▶ **Problem to solve**: In this exercise, return the whole listing exactly, excluding any images.

▶ **Data section**:
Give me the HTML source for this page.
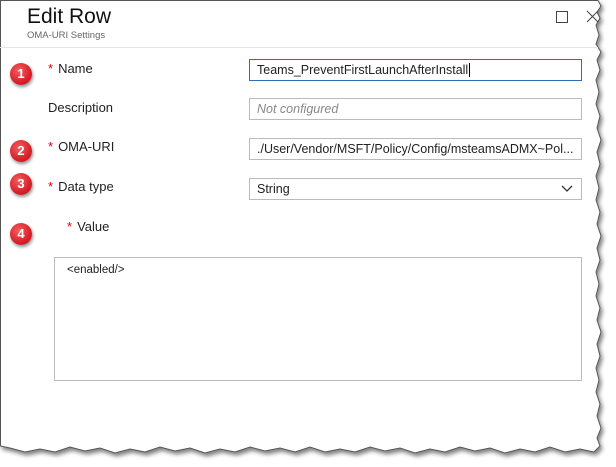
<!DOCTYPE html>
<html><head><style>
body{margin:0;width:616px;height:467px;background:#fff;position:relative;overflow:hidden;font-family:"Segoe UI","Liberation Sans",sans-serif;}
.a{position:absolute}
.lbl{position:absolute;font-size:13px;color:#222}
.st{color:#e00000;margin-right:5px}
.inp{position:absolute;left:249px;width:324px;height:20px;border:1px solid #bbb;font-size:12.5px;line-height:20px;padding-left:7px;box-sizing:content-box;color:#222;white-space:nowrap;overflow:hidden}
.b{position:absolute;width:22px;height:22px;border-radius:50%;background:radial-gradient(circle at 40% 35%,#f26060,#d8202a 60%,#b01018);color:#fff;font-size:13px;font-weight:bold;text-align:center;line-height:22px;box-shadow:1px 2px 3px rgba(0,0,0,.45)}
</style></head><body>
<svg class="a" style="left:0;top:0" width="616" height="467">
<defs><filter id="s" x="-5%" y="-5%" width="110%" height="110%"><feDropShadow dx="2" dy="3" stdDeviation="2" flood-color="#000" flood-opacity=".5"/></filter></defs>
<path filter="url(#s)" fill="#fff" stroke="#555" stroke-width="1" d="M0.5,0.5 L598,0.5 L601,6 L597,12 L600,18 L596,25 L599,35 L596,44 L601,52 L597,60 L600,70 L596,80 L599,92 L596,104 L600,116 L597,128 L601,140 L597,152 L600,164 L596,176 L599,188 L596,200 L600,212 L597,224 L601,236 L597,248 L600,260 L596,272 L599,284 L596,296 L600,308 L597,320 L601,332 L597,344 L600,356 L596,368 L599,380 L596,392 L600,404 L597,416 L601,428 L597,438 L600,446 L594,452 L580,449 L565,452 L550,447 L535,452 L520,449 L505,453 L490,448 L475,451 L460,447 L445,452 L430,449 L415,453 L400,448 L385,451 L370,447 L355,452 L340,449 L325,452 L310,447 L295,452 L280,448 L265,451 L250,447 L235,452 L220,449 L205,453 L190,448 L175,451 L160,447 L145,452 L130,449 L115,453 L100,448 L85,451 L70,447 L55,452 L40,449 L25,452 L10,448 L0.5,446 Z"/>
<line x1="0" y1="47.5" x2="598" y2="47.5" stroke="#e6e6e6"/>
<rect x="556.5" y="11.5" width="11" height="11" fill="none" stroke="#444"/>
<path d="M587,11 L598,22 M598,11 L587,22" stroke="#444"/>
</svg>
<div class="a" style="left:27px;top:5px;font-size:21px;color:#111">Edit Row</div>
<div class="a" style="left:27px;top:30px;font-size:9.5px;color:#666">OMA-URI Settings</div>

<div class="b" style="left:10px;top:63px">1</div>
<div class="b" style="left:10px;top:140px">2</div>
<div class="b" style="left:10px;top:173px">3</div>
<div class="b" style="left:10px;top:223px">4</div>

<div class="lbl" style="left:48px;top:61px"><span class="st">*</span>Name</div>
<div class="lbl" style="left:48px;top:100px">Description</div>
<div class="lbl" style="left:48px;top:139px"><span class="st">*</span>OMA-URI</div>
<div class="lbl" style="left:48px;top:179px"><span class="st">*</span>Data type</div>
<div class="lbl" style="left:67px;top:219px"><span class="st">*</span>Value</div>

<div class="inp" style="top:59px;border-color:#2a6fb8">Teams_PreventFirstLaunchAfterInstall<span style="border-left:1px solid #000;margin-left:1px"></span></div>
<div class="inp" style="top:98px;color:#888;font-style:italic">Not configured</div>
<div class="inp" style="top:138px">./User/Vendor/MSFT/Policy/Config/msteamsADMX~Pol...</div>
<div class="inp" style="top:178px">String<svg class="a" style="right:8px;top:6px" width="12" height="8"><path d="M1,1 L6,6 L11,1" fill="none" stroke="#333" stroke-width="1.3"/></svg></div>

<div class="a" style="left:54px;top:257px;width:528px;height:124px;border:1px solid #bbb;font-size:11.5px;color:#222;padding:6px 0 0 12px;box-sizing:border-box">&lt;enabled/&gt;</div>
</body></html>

▶ **The output**:
Give me the HTML source for this page.
<!DOCTYPE html>
<html><head><style>
body{margin:0;width:616px;height:467px;background:#fff;position:relative;overflow:hidden;font-family:"Segoe UI","Liberation Sans",sans-serif;}
.a{position:absolute}
.lbl{position:absolute;font-size:13px;color:#222}
.st{color:#e00000;margin-right:5px}
.inp{position:absolute;left:249px;width:324px;height:20px;border:1px solid #bbb;font-size:12.5px;line-height:20px;padding-left:7px;box-sizing:content-box;color:#222;white-space:nowrap;overflow:hidden}
.b{position:absolute;width:22px;height:22px;border-radius:50%;background:radial-gradient(circle at 40% 35%,#f26060,#d8202a 60%,#b01018);color:#fff;font-size:13px;font-weight:bold;text-align:center;line-height:22px;box-shadow:1px 2px 3px rgba(0,0,0,.45)}
</style></head><body>
<svg class="a" style="left:0;top:0" width="616" height="467">
<defs><filter id="s" x="-5%" y="-5%" width="110%" height="110%"><feDropShadow dx="2" dy="3" stdDeviation="2" flood-color="#000" flood-opacity=".5"/></filter></defs>
<path filter="url(#s)" fill="#fff" stroke="#555" stroke-width="1" d="M0.5,0.5 L598,0.5 L601,6 L597,12 L600,18 L596,25 L599,35 L596,44 L601,52 L597,60 L600,70 L596,80 L599,92 L596,104 L600,116 L597,128 L601,140 L597,152 L600,164 L596,176 L599,188 L596,200 L600,212 L597,224 L601,236 L597,248 L600,260 L596,272 L599,284 L596,296 L600,308 L597,320 L601,332 L597,344 L600,356 L596,368 L599,380 L596,392 L600,404 L597,416 L601,428 L597,438 L600,446 L594,452 L580,449 L565,452 L550,447 L535,452 L520,449 L505,453 L490,448 L475,451 L460,447 L445,452 L430,449 L415,453 L400,448 L385,451 L370,447 L355,452 L340,449 L325,452 L310,447 L295,452 L280,448 L265,451 L250,447 L235,452 L220,449 L205,453 L190,448 L175,451 L160,447 L145,452 L130,449 L115,453 L100,448 L85,451 L70,447 L55,452 L40,449 L25,452 L10,448 L0.5,446 Z"/>
<line x1="0" y1="47.5" x2="598" y2="47.5" stroke="#e6e6e6"/>
<rect x="556.5" y="11.5" width="11" height="11" fill="none" stroke="#444"/>
<path d="M587,11 L598,22 M598,11 L587,22" stroke="#444"/>
</svg>
<div class="a" style="left:27px;top:5px;font-size:21px;color:#111">Edit Row</div>
<div class="a" style="left:27px;top:30px;font-size:9.5px;color:#666">OMA-URI Settings</div>

<div class="b" style="left:10px;top:63px">1</div>
<div class="b" style="left:10px;top:140px">2</div>
<div class="b" style="left:10px;top:173px">3</div>
<div class="b" style="left:10px;top:223px">4</div>

<div class="lbl" style="left:48px;top:61px"><span class="st">*</span>Name</div>
<div class="lbl" style="left:48px;top:100px">Description</div>
<div class="lbl" style="left:48px;top:139px"><span class="st">*</span>OMA-URI</div>
<div class="lbl" style="left:48px;top:179px"><span class="st">*</span>Data type</div>
<div class="lbl" style="left:67px;top:219px"><span class="st">*</span>Value</div>

<div class="inp" style="top:59px;border-color:#2a6fb8">Teams_PreventFirstLaunchAfterInstall<span style="border-left:1px solid #000;margin-left:1px"></span></div>
<div class="inp" style="top:98px;color:#888;font-style:italic">Not configured</div>
<div class="inp" style="top:138px">./User/Vendor/MSFT/Policy/Config/msteamsADMX~Pol...</div>
<div class="inp" style="top:178px">String<svg class="a" style="right:8px;top:6px" width="12" height="8"><path d="M1,1 L6,6 L11,1" fill="none" stroke="#333" stroke-width="1.3"/></svg></div>

<div class="a" style="left:54px;top:257px;width:528px;height:124px;border:1px solid #bbb;font-size:11.5px;color:#222;padding:6px 0 0 12px;box-sizing:border-box">&lt;enabled/&gt;</div>
</body></html>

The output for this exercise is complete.